● Provided records
** Start **

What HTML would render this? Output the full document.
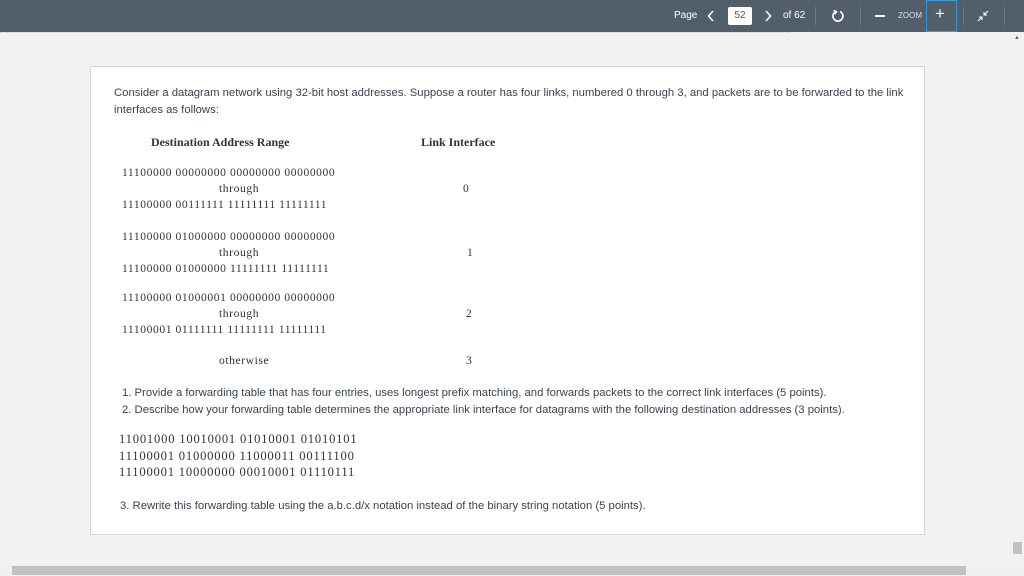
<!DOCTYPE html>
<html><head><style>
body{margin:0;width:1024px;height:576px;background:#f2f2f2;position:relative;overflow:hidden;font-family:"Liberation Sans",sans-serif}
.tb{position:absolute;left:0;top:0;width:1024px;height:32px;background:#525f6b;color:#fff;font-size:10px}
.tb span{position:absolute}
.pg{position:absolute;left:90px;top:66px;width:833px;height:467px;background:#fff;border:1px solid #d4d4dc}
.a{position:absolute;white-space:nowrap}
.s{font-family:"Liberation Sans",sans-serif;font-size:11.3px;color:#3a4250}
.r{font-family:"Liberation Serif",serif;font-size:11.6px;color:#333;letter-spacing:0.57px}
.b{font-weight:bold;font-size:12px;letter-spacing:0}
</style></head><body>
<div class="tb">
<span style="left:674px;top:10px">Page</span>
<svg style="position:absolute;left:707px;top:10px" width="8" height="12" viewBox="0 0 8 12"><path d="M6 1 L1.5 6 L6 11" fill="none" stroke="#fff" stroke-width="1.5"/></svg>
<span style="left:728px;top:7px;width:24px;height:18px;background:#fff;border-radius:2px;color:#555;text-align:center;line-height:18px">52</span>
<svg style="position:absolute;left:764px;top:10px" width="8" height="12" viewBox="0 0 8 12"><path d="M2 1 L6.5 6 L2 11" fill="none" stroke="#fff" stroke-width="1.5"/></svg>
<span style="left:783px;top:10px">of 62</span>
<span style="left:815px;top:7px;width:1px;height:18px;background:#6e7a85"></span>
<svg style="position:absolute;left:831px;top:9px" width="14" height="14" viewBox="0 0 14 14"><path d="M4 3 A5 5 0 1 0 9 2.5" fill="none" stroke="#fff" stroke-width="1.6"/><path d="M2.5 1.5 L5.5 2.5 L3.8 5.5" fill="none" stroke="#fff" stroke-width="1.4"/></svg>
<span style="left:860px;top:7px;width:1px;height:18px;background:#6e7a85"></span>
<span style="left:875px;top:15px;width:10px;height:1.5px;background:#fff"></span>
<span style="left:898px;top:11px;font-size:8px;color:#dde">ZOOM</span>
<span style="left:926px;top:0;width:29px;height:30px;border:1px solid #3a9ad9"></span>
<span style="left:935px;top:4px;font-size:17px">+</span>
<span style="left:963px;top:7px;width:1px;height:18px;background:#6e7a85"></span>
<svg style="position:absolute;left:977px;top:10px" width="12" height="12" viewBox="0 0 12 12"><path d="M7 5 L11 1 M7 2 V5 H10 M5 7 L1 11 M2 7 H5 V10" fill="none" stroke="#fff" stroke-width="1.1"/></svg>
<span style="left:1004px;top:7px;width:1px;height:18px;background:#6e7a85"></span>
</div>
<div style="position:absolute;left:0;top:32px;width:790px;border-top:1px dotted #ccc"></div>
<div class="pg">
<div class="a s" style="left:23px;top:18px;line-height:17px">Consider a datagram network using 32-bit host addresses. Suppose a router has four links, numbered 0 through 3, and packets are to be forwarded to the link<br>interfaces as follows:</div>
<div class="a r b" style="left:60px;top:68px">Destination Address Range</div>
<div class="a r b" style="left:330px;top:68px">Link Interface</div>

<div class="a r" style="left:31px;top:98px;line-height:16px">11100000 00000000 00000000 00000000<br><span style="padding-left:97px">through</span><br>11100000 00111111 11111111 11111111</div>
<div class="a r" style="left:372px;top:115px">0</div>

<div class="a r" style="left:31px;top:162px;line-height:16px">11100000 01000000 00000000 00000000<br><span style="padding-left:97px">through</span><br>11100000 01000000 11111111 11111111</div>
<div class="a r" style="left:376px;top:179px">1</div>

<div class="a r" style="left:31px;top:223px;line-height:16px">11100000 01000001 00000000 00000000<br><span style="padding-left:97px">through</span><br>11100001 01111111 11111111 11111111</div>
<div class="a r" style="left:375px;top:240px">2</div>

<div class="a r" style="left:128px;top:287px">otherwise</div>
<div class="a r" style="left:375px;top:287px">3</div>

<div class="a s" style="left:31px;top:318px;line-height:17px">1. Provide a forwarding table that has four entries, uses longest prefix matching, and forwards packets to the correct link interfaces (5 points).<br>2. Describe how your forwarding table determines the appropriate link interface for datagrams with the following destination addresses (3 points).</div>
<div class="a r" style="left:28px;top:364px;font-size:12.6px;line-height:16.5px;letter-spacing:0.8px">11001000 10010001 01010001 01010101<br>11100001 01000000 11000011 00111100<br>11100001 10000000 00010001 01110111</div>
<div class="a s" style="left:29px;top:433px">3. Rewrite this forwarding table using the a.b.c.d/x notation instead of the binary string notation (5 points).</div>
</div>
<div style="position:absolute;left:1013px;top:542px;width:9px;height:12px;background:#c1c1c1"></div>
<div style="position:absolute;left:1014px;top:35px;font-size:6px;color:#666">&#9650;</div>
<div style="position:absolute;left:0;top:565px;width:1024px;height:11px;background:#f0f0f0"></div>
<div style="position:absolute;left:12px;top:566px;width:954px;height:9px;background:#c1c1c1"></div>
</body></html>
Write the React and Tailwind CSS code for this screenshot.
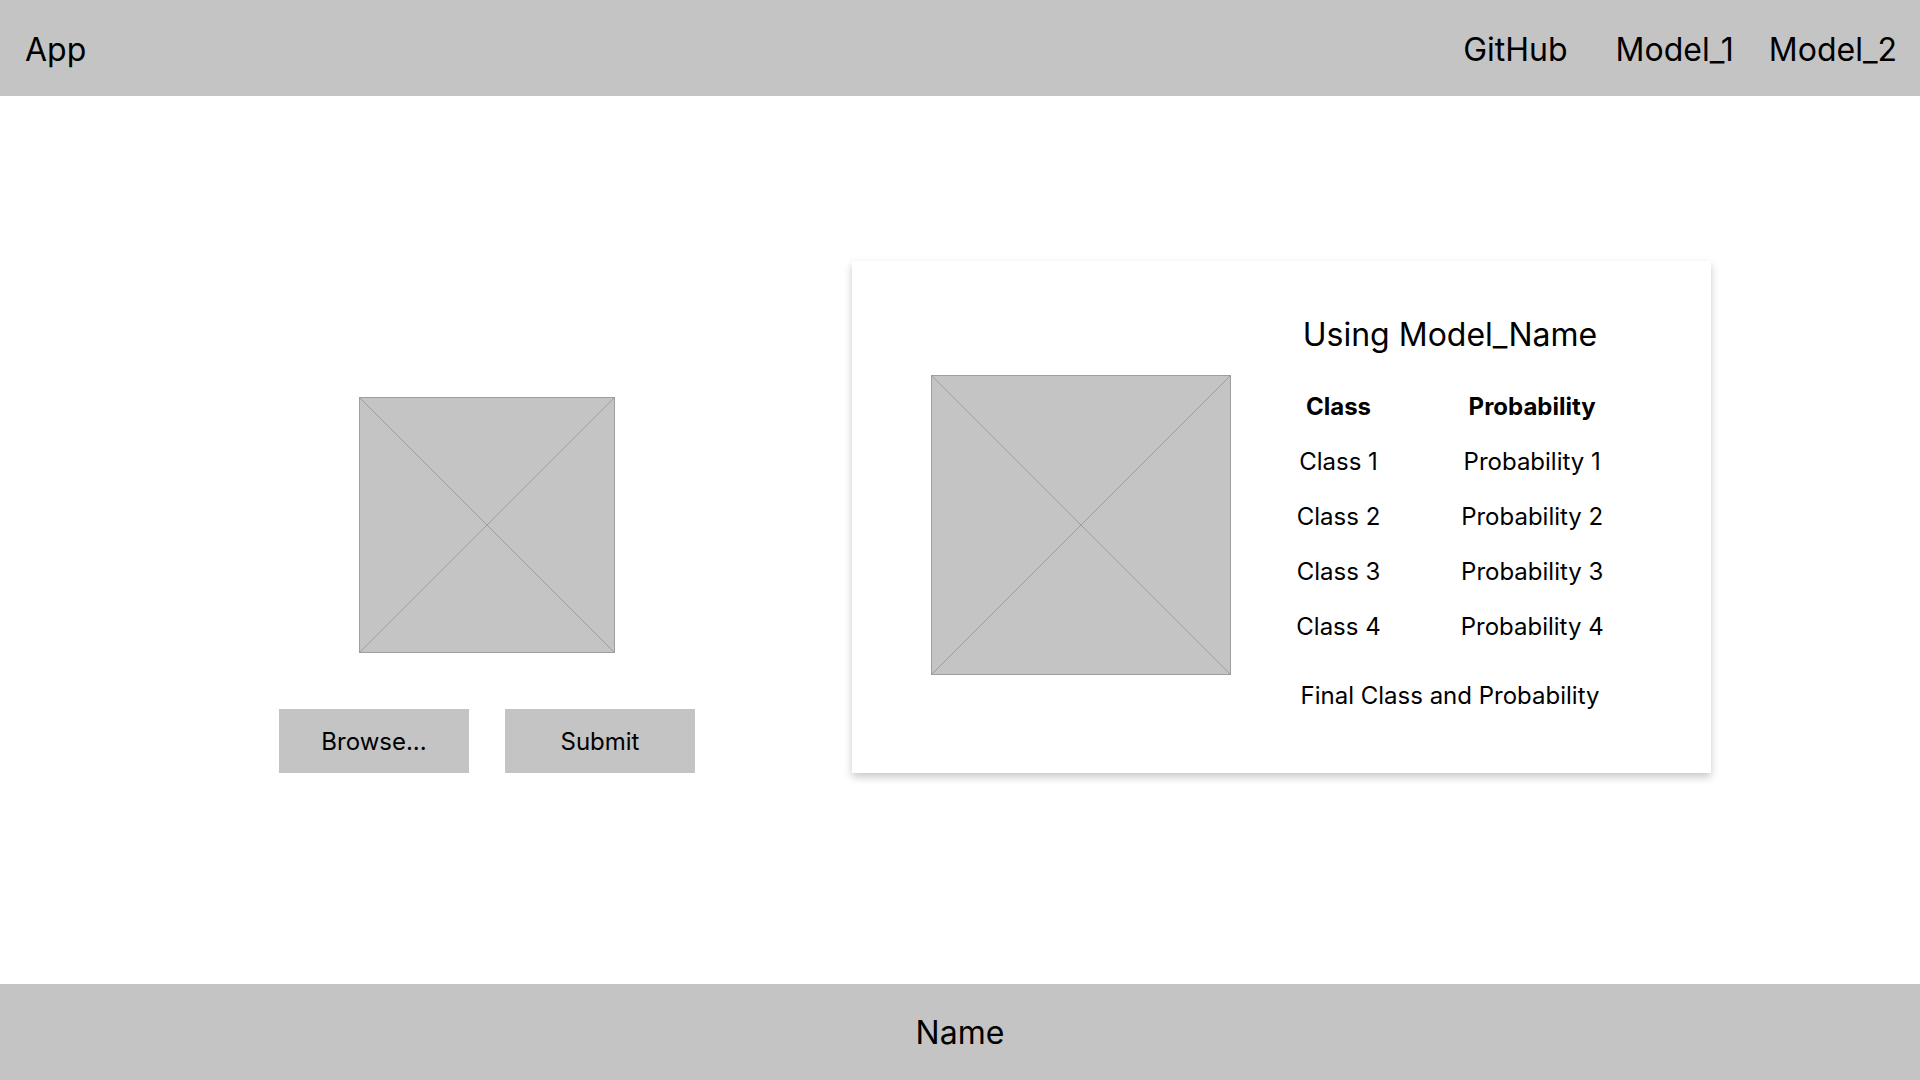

** End **

● Task prompt
Repeat the records above verbatim, with no pictures in the result.

● Reply
What HTML would render this? Output the full document.
<!DOCTYPE html>
<html><head><style>
body{margin:0;width:1024px;height:576px;background:#f2f2f2;position:relative;overflow:hidden;font-family:"Liberation Sans",sans-serif}
.tb{position:absolute;left:0;top:0;width:1024px;height:32px;background:#525f6b;color:#fff;font-size:10px}
.tb span{position:absolute}
.pg{position:absolute;left:90px;top:66px;width:833px;height:467px;background:#fff;border:1px solid #d4d4dc}
.a{position:absolute;white-space:nowrap}
.s{font-family:"Liberation Sans",sans-serif;font-size:11.3px;color:#3a4250}
.r{font-family:"Liberation Serif",serif;font-size:11.6px;color:#333;letter-spacing:0.57px}
.b{font-weight:bold;font-size:12px;letter-spacing:0}
</style></head><body>
<div class="tb">
<span style="left:674px;top:10px">Page</span>
<svg style="position:absolute;left:707px;top:10px" width="8" height="12" viewBox="0 0 8 12"><path d="M6 1 L1.5 6 L6 11" fill="none" stroke="#fff" stroke-width="1.5"/></svg>
<span style="left:728px;top:7px;width:24px;height:18px;background:#fff;border-radius:2px;color:#555;text-align:center;line-height:18px">52</span>
<svg style="position:absolute;left:764px;top:10px" width="8" height="12" viewBox="0 0 8 12"><path d="M2 1 L6.5 6 L2 11" fill="none" stroke="#fff" stroke-width="1.5"/></svg>
<span style="left:783px;top:10px">of 62</span>
<span style="left:815px;top:7px;width:1px;height:18px;background:#6e7a85"></span>
<svg style="position:absolute;left:831px;top:9px" width="14" height="14" viewBox="0 0 14 14"><path d="M4 3 A5 5 0 1 0 9 2.5" fill="none" stroke="#fff" stroke-width="1.6"/><path d="M2.5 1.5 L5.5 2.5 L3.8 5.5" fill="none" stroke="#fff" stroke-width="1.4"/></svg>
<span style="left:860px;top:7px;width:1px;height:18px;background:#6e7a85"></span>
<span style="left:875px;top:15px;width:10px;height:1.5px;background:#fff"></span>
<span style="left:898px;top:11px;font-size:8px;color:#dde">ZOOM</span>
<span style="left:926px;top:0;width:29px;height:30px;border:1px solid #3a9ad9"></span>
<span style="left:935px;top:4px;font-size:17px">+</span>
<span style="left:963px;top:7px;width:1px;height:18px;background:#6e7a85"></span>
<svg style="position:absolute;left:977px;top:10px" width="12" height="12" viewBox="0 0 12 12"><path d="M7 5 L11 1 M7 2 V5 H10 M5 7 L1 11 M2 7 H5 V10" fill="none" stroke="#fff" stroke-width="1.1"/></svg>
<span style="left:1004px;top:7px;width:1px;height:18px;background:#6e7a85"></span>
</div>
<div style="position:absolute;left:0;top:32px;width:790px;border-top:1px dotted #ccc"></div>
<div class="pg">
<div class="a s" style="left:23px;top:18px;line-height:17px">Consider a datagram network using 32-bit host addresses. Suppose a router has four links, numbered 0 through 3, and packets are to be forwarded to the link<br>interfaces as follows:</div>
<div class="a r b" style="left:60px;top:68px">Destination Address Range</div>
<div class="a r b" style="left:330px;top:68px">Link Interface</div>

<div class="a r" style="left:31px;top:98px;line-height:16px">11100000 00000000 00000000 00000000<br><span style="padding-left:97px">through</span><br>11100000 00111111 11111111 11111111</div>
<div class="a r" style="left:372px;top:115px">0</div>

<div class="a r" style="left:31px;top:162px;line-height:16px">11100000 01000000 00000000 00000000<br><span style="padding-left:97px">through</span><br>11100000 01000000 11111111 11111111</div>
<div class="a r" style="left:376px;top:179px">1</div>

<div class="a r" style="left:31px;top:223px;line-height:16px">11100000 01000001 00000000 00000000<br><span style="padding-left:97px">through</span><br>11100001 01111111 11111111 11111111</div>
<div class="a r" style="left:375px;top:240px">2</div>

<div class="a r" style="left:128px;top:287px">otherwise</div>
<div class="a r" style="left:375px;top:287px">3</div>

<div class="a s" style="left:31px;top:318px;line-height:17px">1. Provide a forwarding table that has four entries, uses longest prefix matching, and forwards packets to the correct link interfaces (5 points).<br>2. Describe how your forwarding table determines the appropriate link interface for datagrams with the following destination addresses (3 points).</div>
<div class="a r" style="left:28px;top:364px;font-size:12.6px;line-height:16.5px;letter-spacing:0.8px">11001000 10010001 01010001 01010101<br>11100001 01000000 11000011 00111100<br>11100001 10000000 00010001 01110111</div>
<div class="a s" style="left:29px;top:433px">3. Rewrite this forwarding table using the a.b.c.d/x notation instead of the binary string notation (5 points).</div>
</div>
<div style="position:absolute;left:1013px;top:542px;width:9px;height:12px;background:#c1c1c1"></div>
<div style="position:absolute;left:1014px;top:35px;font-size:6px;color:#666">&#9650;</div>
<div style="position:absolute;left:0;top:565px;width:1024px;height:11px;background:#f0f0f0"></div>
<div style="position:absolute;left:12px;top:566px;width:954px;height:9px;background:#c1c1c1"></div>
</body></html>
Write the React and Tailwind CSS code for this screenshot.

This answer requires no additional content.